Example: "This morning, our school conducted a lockdown drill. When the signal was given, teachers locked and secured classroom doors, lights were turned off, and students moved to the safe area in their classroom away from windows and doors. Students remained quiet and in place until the all-clear was announced. The drill lasted approximately 10 minutes."
That description gives parents exactly what they need to ask follow-up questions. "Did your teacher lock the door?" "Where did you go in the room?" These are the questions that help children process the experience, and parents can only ask them if they know what to ask about.
Why the drill is required
Families want to know that the drill serves a real purpose, not just a compliance checkbox. Explain the rationale plainly.

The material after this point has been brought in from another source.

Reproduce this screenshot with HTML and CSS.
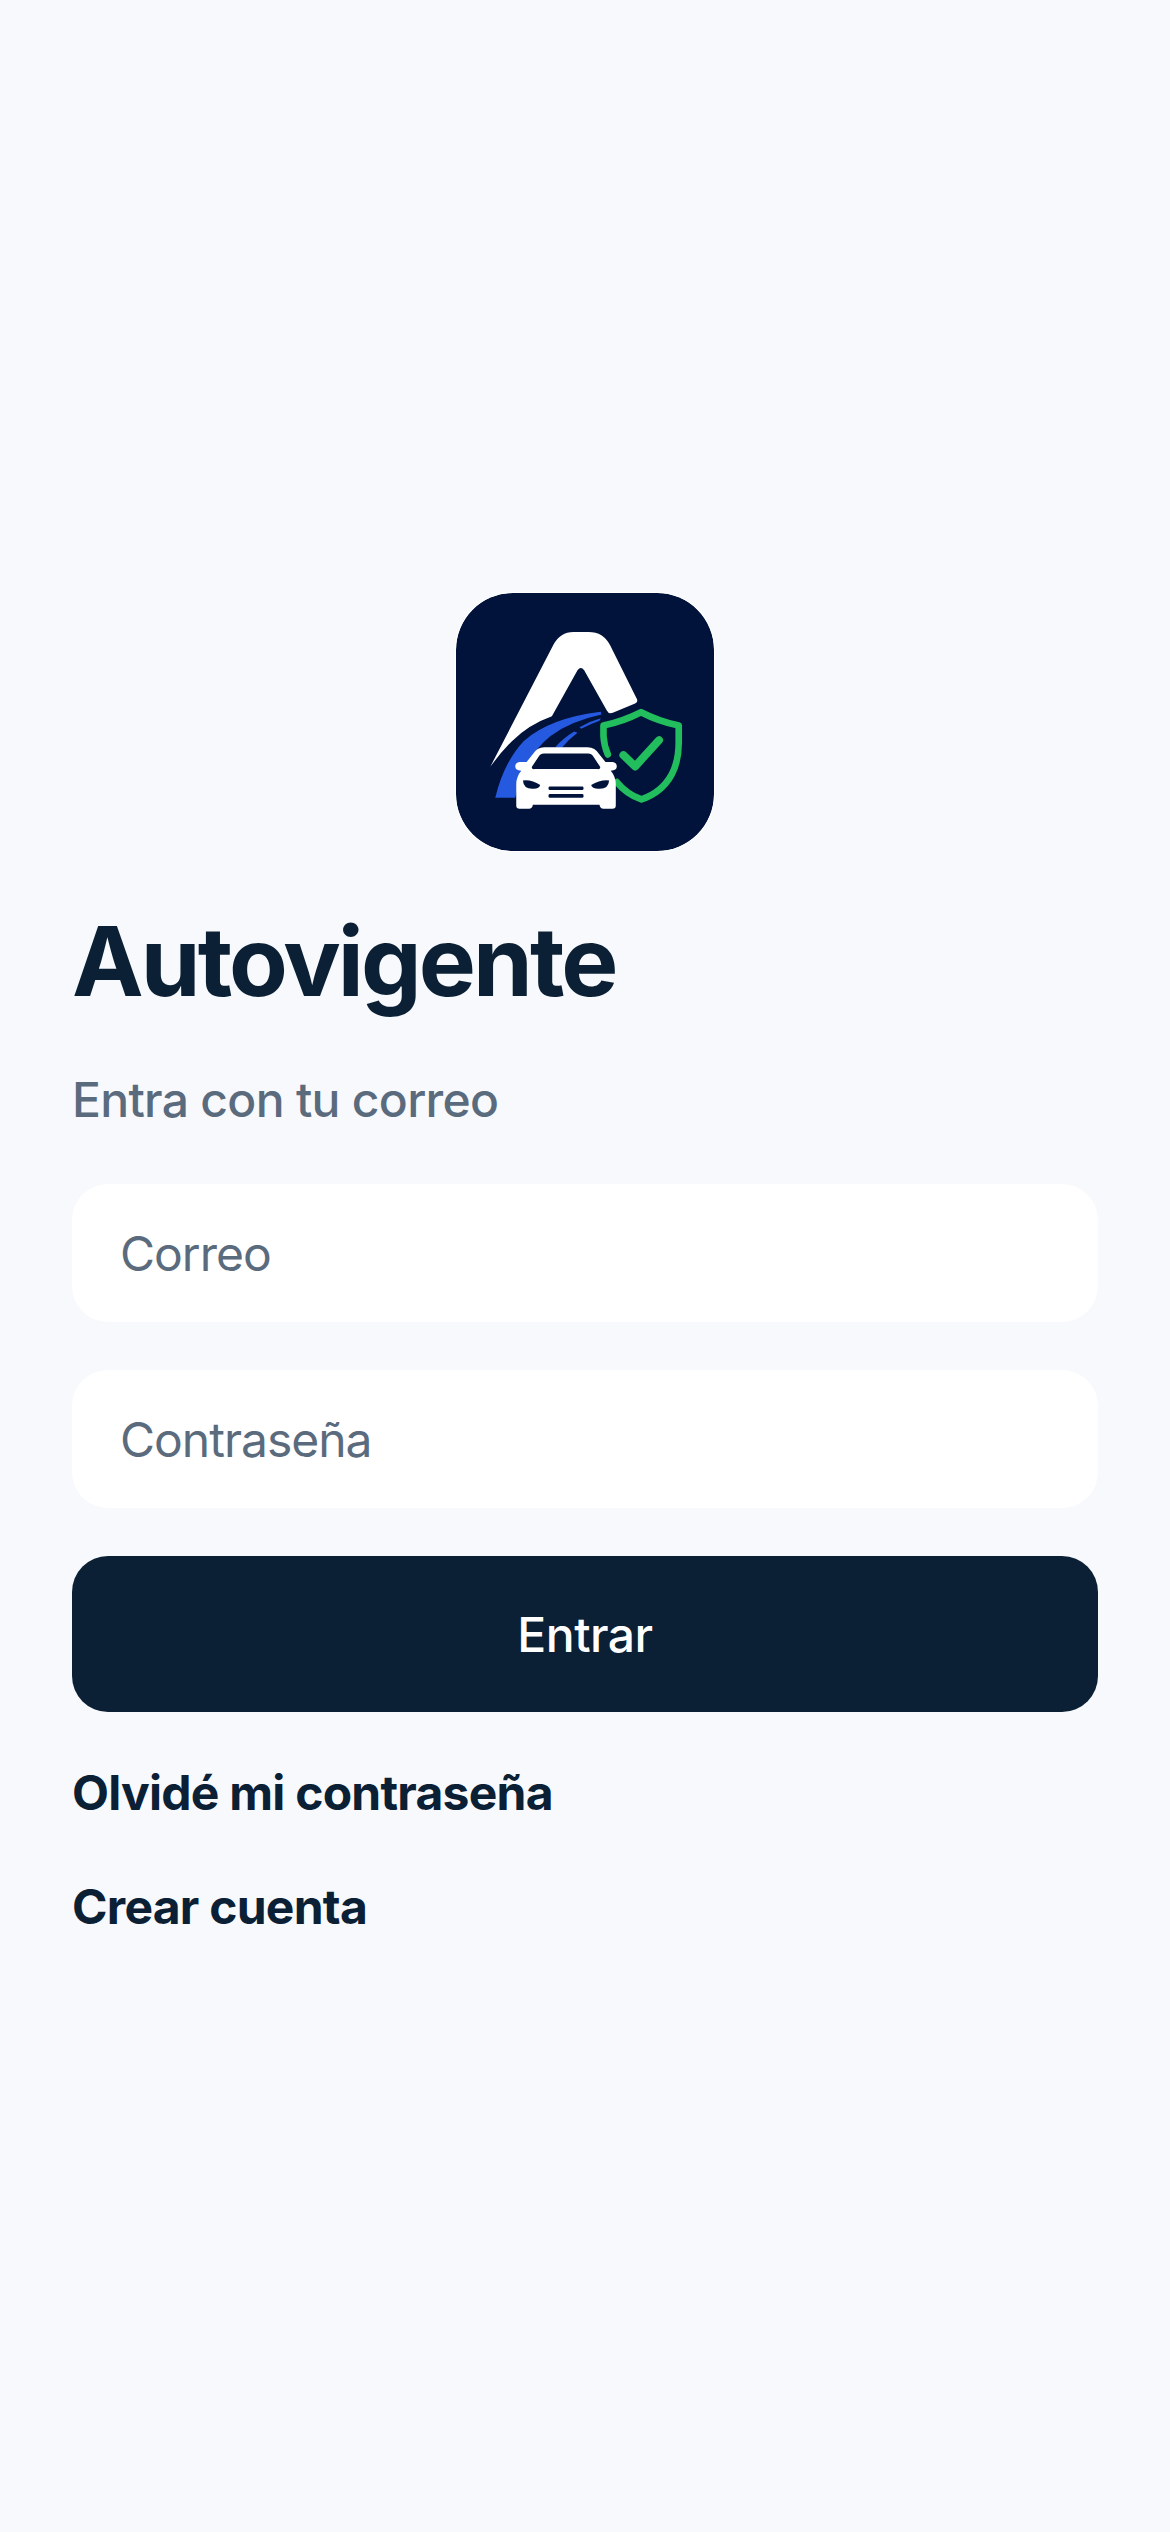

Lockdown drills are required by state law in most states and are part of a comprehensive school safety plan. Research on emergency preparedness consistently finds that practiced, routine responses reduce panic and improve decision-making in actual emergencies. The same logic applies to fire drills, which students do without much anxiety because they are familiar. Lockdown drills serve the same preparedness purpose.
If your state has specific legislation requiring the drill, you can cite it briefly. It shifts the framing from "the school decided to do this" to "this is a standard safety requirement that every school in the state follows."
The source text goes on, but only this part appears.